So, without further ado...
2. He can rock long hair and not look...you know
3. His name is 'Viggo'...which is Danish for 'hot'. Not really, but it should be
4. He can rock a slicked back pompadour and not look...you know
5. He seems like he might be tall
6. I can watch him put a cigarette out on his tongue and think "yummy"
7. Cary Grant chin…few can pull it off…so many try
8. He’s a poet and a painter and I still like him (turn offs. What.)
9. I never see him in gossip rags or on dlisted
and…oh YES…
10. The sauna scene in Eastern Promises
11. He's hot because there's ten whole reasons why he's hot
I hope you all enjoy the fact that I review movies way the fuck after everyone else has already seen them. I know I do.
Eastern Promises…no wait…let me back up. I am not the world’s biggest David Cronenberg fan. This is mainly because I’m too weak-stomached to handle middle school health films let alone the bloodbaths that this guy directs. I’m concerned about the man. Someone needs to make sure puppies aren’t being tortured in his basement for inspiration. Anyway, I am one of four people of my aquaintence that didn’t pee themselves over History of Violence. This was…as many movies are to me…almost a good movie. It had all this promise in the beginning…and then it fucking TANKED. I’d like to blame Maria Bello…but I can’t. It's not her fault this time.
So, when the preview for Eastern Promises came on…I was intrigued, but not enough to go see it. I figured it would be a disappointing squibfest and it would tarnish the hotness of Viggo. Besides…Naomi Watts only has one facial expression. Dumbfounded. But, you know…then Netflix happened and *poof* it arrived on my doorstep. Or mailbox. Or mailbox a cote d’my doorstep. And I watched it. And now tattoos for everyone!

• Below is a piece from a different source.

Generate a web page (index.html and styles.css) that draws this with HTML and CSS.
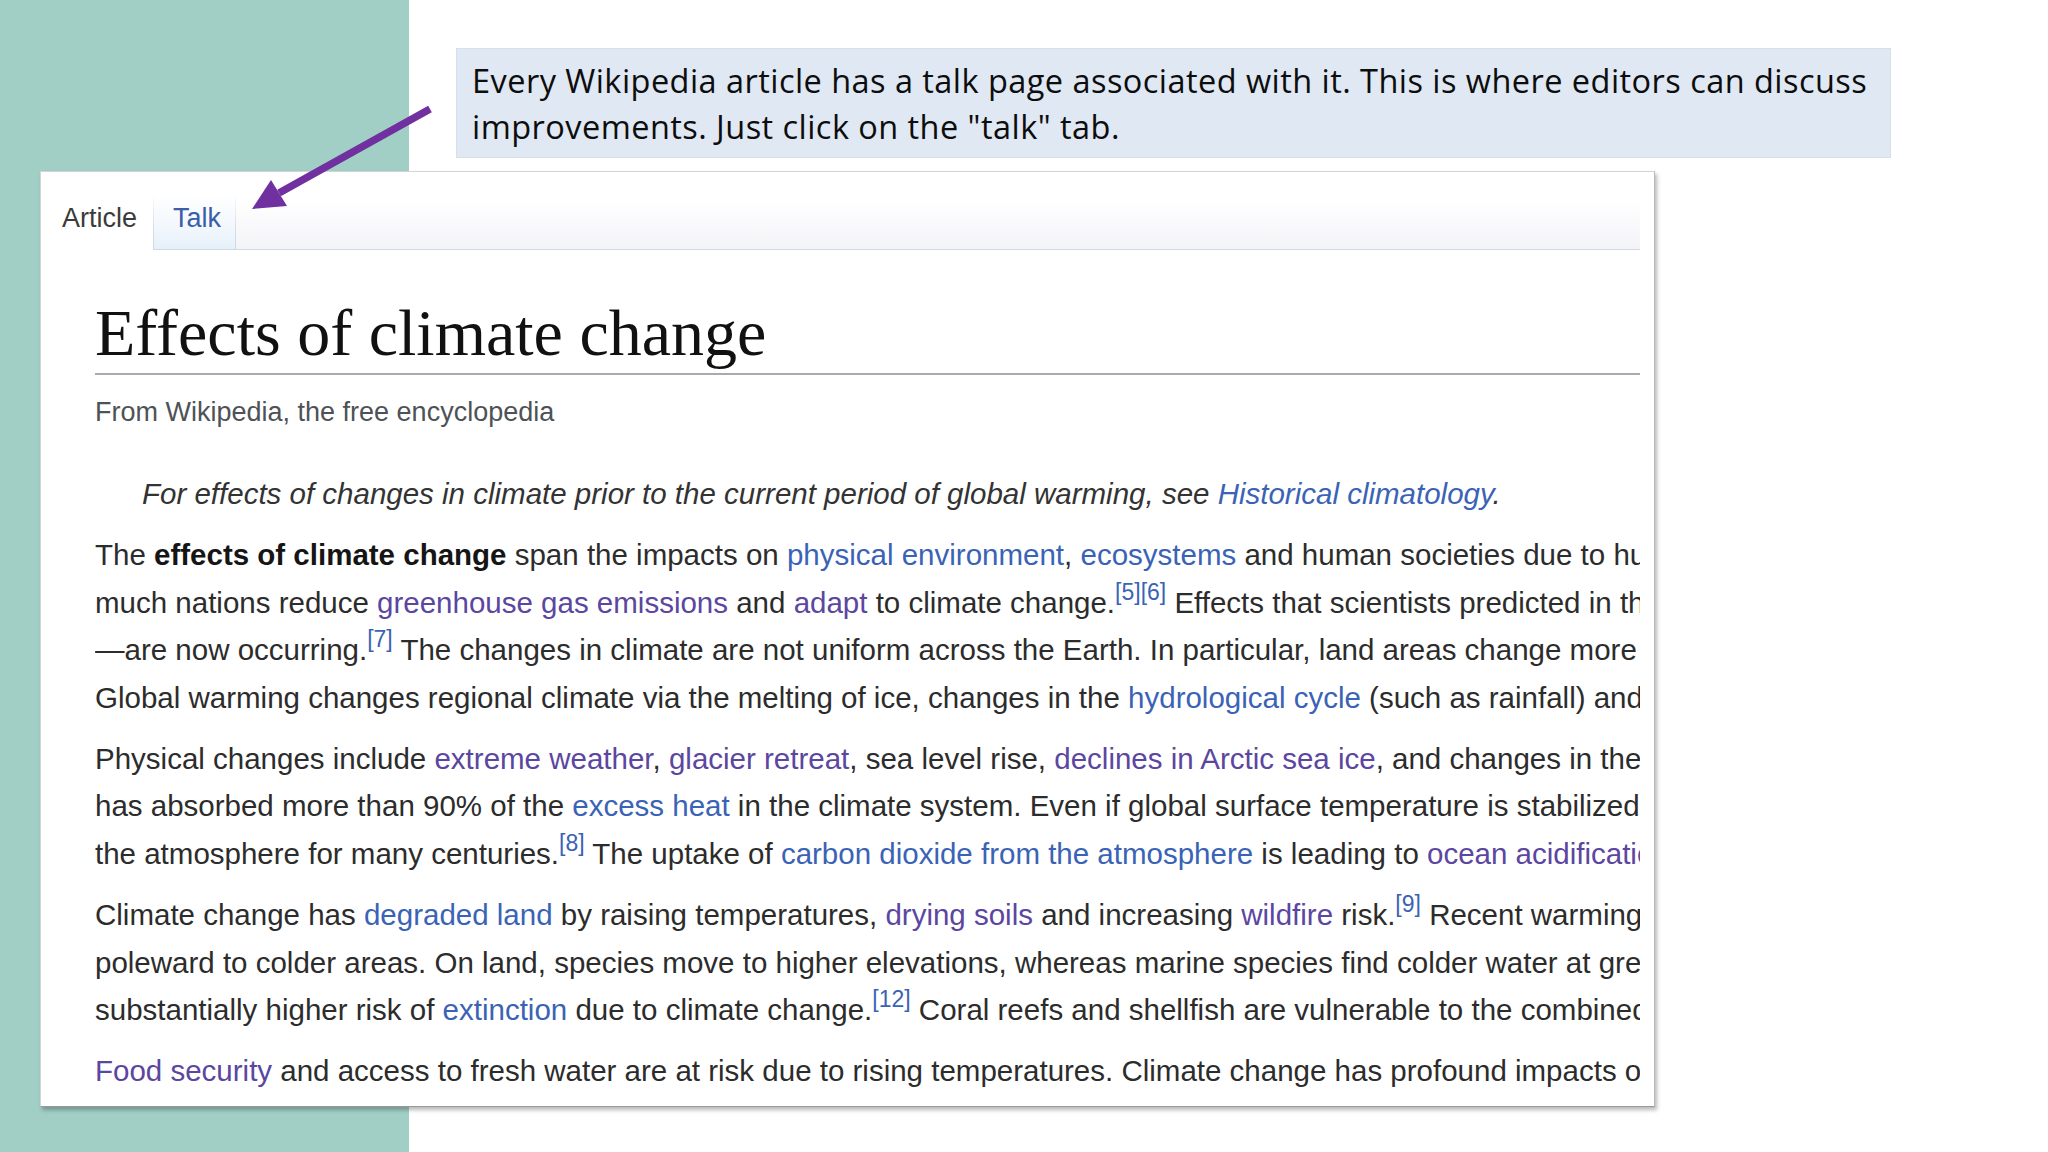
FILE: index.html
```html
<!DOCTYPE html>
<html lang="en">
<head>
<meta charset="utf-8">
<title>Talk pages</title>
<link rel="stylesheet" href="styles.css">
</head>
<body>
<div class="slide">
  <div class="callout">
    <p class="callout-text">Every Wikipedia article has a talk page associated with it. This is where editors can discuss<br>improvements. Just click on the "talk" tab.</p>
  </div>

  <div class="shot">
    <div class="tabs">
      <span class="tab tab-article">Article</span>
      <span class="tab tab-talk">Talk</span>
      <span class="tab-fill"></span>
    </div>
    <div class="content">
      <h1 class="title">Effects of climate change</h1>
      <div class="sitesub">From Wikipedia, the free encyclopedia</div>
      <div class="hatnote">For effects of changes in climate prior to the current period of global warming, see <a class="lk">Historical climatology</a>.</div>

      <p class="para">
        <span class="ln">The <b>effects of climate change</b> span the impacts on <a class="lk">physical environment</a>, <a class="lk">ecosystems</a> and human societies due to human-caused climate change. The future</span>
        <span class="ln">much nations reduce <a class="vl">greenhouse gas emissions</a> and <a class="vl">adapt</a> to climate change.<sup class="ref">[5]</sup><sup class="ref">[6]</sup> Effects that scientists predicted in the past—loss of sea ice,</span>
        <span class="ln">—are now occurring.<sup class="ref">[7]</sup> The changes in climate are not uniform across the Earth. In particular, land areas change more quickly</span>
        <span class="ln">Global warming changes regional climate via the melting of ice, changes in the <a class="lk">hydrological cycle</a> (such as rainfall) and changes</span>
      </p>

      <p class="para">
        <span class="ln">Physical changes include <a class="vl">extreme weather</a>, <a class="vl">glacier retreat</a>, sea level rise, <a class="vl">declines in Arctic sea ice</a>, and changes in the timing</span>
        <span class="ln">has absorbed more than 90% of the <a class="lk">excess heat</a> in the climate system. Even if global surface temperature is stabilized, sea</span>
        <span class="ln">the atmosphere for many centuries.<sup class="ref">[8]</sup> The uptake of <a class="lk">carbon dioxide from the atmosphere</a> is leading to <a class="vl">ocean acidification</a>.</span>
      </p>

      <p class="para">
        <span class="ln">Climate change has <a class="lk">degraded land</a> by raising temperatures, <a class="vl">drying soils</a> and increasing <a class="vl">wildfire</a> risk.<sup class="ref">[9]</sup> Recent warming has</span>
        <span class="ln">poleward to colder areas. On land, species move to higher elevations, whereas marine species find colder water at greater depths.</span>
        <span class="ln">substantially higher risk of <a class="lk">extinction</a> due to climate change.<sup class="ref">[12]</sup> Coral reefs and shellfish are vulnerable to the combined effects</span>
      </p>

      <p class="para">
        <span class="ln"><a class="vl">Food security</a> and access to fresh water are at risk due to rising temperatures. Climate change has profound impacts on</span>
      </p>
    </div>
  </div>

  <svg class="arrow" width="2048" height="1152" viewBox="0 0 2048 1152" aria-hidden="true">
    <line x1="430" y1="109" x2="279" y2="193" stroke="#7030a0" stroke-width="7.5" stroke-linecap="butt"/>
    <polygon points="252,209 271,180 287,206" fill="#7030a0"/>
  </svg>
</div>
</body>
</html>
```

FILE: styles.css
```css
html, body {
  margin: 0;
  padding: 0;
}

body {
  width: 2048px;
  height: 1152px;
  overflow: hidden;
  font-family: "Liberation Sans", Arial, sans-serif;
  background: linear-gradient(to right, #a1cfc6 0, #a1cfc6 409px, #ffffff 409px, #ffffff 100%);
}

.slide {
  position: relative;
  width: 2048px;
  height: 1152px;
  padding-top: 48px;
  box-sizing: border-box;
  display: flex;
  flex-direction: column;
  align-items: flex-start;
}

/* ---------- callout ---------- */
.callout {
  margin-left: 456px;
  width: 1435px;
  height: 110px;
  box-sizing: border-box;
  background: #dfe8f3;
  border: 1px solid #d6e0eb;
  padding: 9px 0 0 15px;
}

.callout-text {
  margin: 0;
  font-family: "Open Sans", "Liberation Sans", sans-serif;
  font-size: 32.5px;
  letter-spacing: 0.45px;
  line-height: 46px;
  color: #0d0d0d;
  white-space: nowrap;
}

/* ---------- wikipedia screenshot ---------- */
.shot {
  margin-top: 13px;
  margin-left: 40px;
  width: 1615px;
  height: 936px;
  box-sizing: border-box;
  background: #ffffff;
  border: 1px solid #d4d4d4;
  border-right-color: #b9b9b9;
  border-bottom-color: #9a9a9a;
  box-shadow: 2px 3px 4px rgba(0, 0, 0, 0.28);
  overflow: hidden;
  display: flex;
  flex-direction: column;
}

.tabs {
  height: 78px;
  margin: 0 14px 0 10px;
  display: flex;
  align-items: flex-end;
  font-size: 27px;
}

.tab {
  display: block;
  height: 55px;
  box-sizing: border-box;
  line-height: 46px;
  white-space: nowrap;
}

.tab-article {
  padding: 0 16px 0 11px;
  color: #3b3b3b;
}

.tab-talk {
  padding: 0 14px 0 19px;
  color: #3a5ea8;
  background: linear-gradient(to bottom, #ffffff 0%, #f3f8fd 55%, #e6f0fa 100%);
  border-style: solid;
  border-width: 0 1px 1px 1px;
  border-image: linear-gradient(to bottom, rgba(200, 214, 230, 0) 0%, #d3deea 60%, #cfd9e5 100%) 1;
}

.tab-fill {
  flex: 1;
  height: 50px;
  box-sizing: border-box;
  background: linear-gradient(to bottom, #ffffff 0%, #f7f7fa 70%, #f3f4f8 100%);
  border-bottom: 1px solid #d3d8e2;
}

.content {
  margin: 0 14px 0 54px;
  overflow: hidden;
  color: #2c2c2c;
  font-size: 29.5px;
}

.title {
  margin: 43px 0 0 0;
  font-family: "Liberation Serif", Georgia, "Times New Roman", serif;
  font-weight: normal;
  font-size: 66px;
  line-height: 80px;
  color: #111111;
  border-bottom: 2px solid #a7abb0;
  white-space: nowrap;
}

.sitesub {
  margin-top: 19px;
  font-size: 27px;
  line-height: 36px;
  color: #4e5256;
  white-space: nowrap;
}

.hatnote {
  margin-top: 40px;
  padding-left: 47px;
  font-style: italic;
  line-height: 47.4px;
  color: #333333;
  white-space: nowrap;
}

.para {
  margin: 14px 0 0 0;
  line-height: 47.4px;
}

.ln {
  display: block;
  white-space: nowrap;
}

.ln b {
  color: #151515;
}

.lk {
  color: #3a63b5;
  text-decoration: none;
}

.vl {
  color: #5b46a0;
  text-decoration: none;
}

.ref {
  font-size: 0.78em;
  line-height: 0;
  vertical-align: 0.55em;
  color: #3a63b5;
}

.arrow {
  position: absolute;
  left: 0;
  top: 0;
  pointer-events: none;
}
```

Seriously though…the plot interested me, the violence, though squibtastically gushy, was “tasteful” given the subject matter…and, um…the sauna scene was nice. I walked away from it with an interest in learning a bit more about the Russian Mafia and mild disappointment that Vincent Cassel didn’t do any of that kick ass capoeira shit over laser beams like in Oceans 12. Though to link it in plot-wise, but that's what screenwriters are for. What I’m saying here is that I didn’t hate it. And I was ready to. And then there was the sauna scene. Did I mention that already? Hmmm.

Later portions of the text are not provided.